Having recorded that there is full freedom of movement in Nigeria the COI Report goes on to note "however, this first step - even to take a bus - can be difficult as women are dependent on their relatives, family or husbands, and may not have the money to allow them to relocate. As a consequence of this, a woman will need relatives in her new location who are ready to accommodate her".

The report goes on

"Women who are economically independent, in particular, would stand a must better chance of sustaining themselves than women who are not.....It is difficult to separate the question of physical protection from the social, cultural and/or humanitarian constraints involved in relocating. However, even women who have access to economic means could face difficulties in finding accommodation or a job as they are often stigmatised....Young women and/or single women, in particular, who have relocated within Nigeria, are vulnerable to unscrupulous men who may target these women. Some of them might even end up as commercial sex workers".

[8] Counsel then referred to paragraph 23.19 of the Report which indicated that there was a reluctance to attend shelters as the perception amongst Nigerians is that shelters are for battered women and women with many problems who have no relatives to turn to. The Report records that the shelters are relatively few, provide shelter for a limited period of time only, i.e. a few weeks and have a limited number of places, for example, 7, 15 or 20 are quoted.

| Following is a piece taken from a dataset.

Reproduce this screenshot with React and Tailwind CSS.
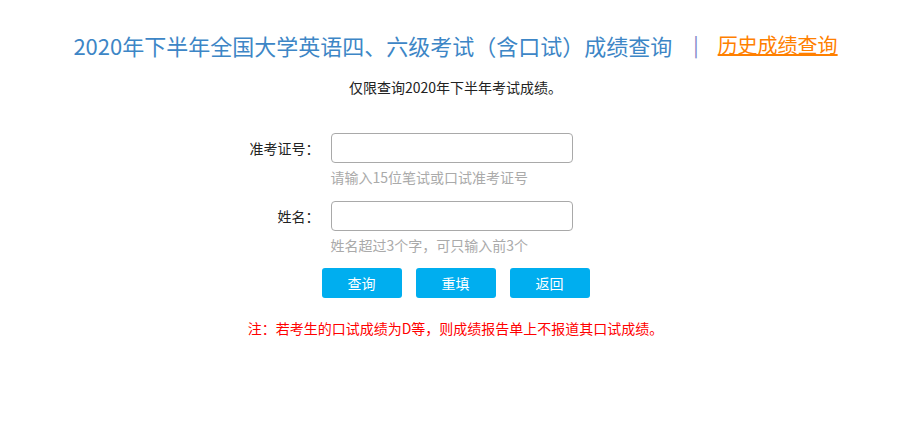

[9] Counsel suggested that the Secretary of State appears to have considered two of the four possible options - approaching a church for assistance, if that is what is meant by the reference to "organisations that you can turn to for shelter" in paragraph 16 of the decision letter, or relying on her brother for help. In her initial interview the petitioner described herself as a Christian and in a subsequent interview mentioned that at one stage members of her church were praying that she would not lose her sanity. Counsel submitted that this was 5 years ago and there was no evidence that she had maintained any contact with the church during that period. An Immigration Judge might wish to ask whether she was still in such contact, whether she would expect to be taken in by the church, whether they had facilities to do so, whether they would take in her child and what their attitude towards unmarried mothers might be. All of those questions required to be posed and addressed. Had the church been able to shelter her previously, they would have done so which militates against her obtaining support from such a quarter now.

[10] Having dealt with the issue of the church, counsel then turned to address the question of family protection. The Secretary of State concluded that the petitioner would have "a male family member who could support you in your stance against FGM". Counsel submitted that having a relative who might support her stance against FGM was not the same as having one who was willing to hide or accommodate her as envisaged in the COI Report. The answers to interview questions indicated that the petitioner's brother was against FGM but went on to say: "He can't say anything" and "He tells them he doesn't know our whereabouts". She has been in contact with her brother by telephone but does not know where he lives.

[11] Counsel submitted that the test was not whether the decision was one reasonably open to the Secretary of State: the decision here is either right or wrong. In this case to reach a contrary view would not be perverse and it is only on that basis that the decisions could stand. Counsel submitted that there were other issues in any event: does the brother have a spare room; what contact does he have with other members of the family; what about his partner? The information in the hands of the Secretary of State was not enough to say that the claim was bound to fail.

[12] The petitioner had been in this country for 5 years. The effect of the passage of time on the life she had established in this country are matters which an Immigration Judge would take into account. In assessing proportionality, such a Judge would require to take into account the factors referred to in the case of Üner v The Netherlands [Appn. No.46410/99.] These included the length of stay in the country, the nationality of the person concerned, the family situation of the person, whether there were children and if so their ages. In Üner the Court made explicit two criteria which it said already had been implicit, namely that the Court had to take into account "...the best interests and well-being of the children, in particular the seriousness of the difficulties which any children of the applicant are likely to encounter in the country to which the applicant is to be expelled; and the solidity of social, cultural and family ties with the host country with the country of destination". Although that case involved family life, the observations were equally pertinent to a case relating to private life.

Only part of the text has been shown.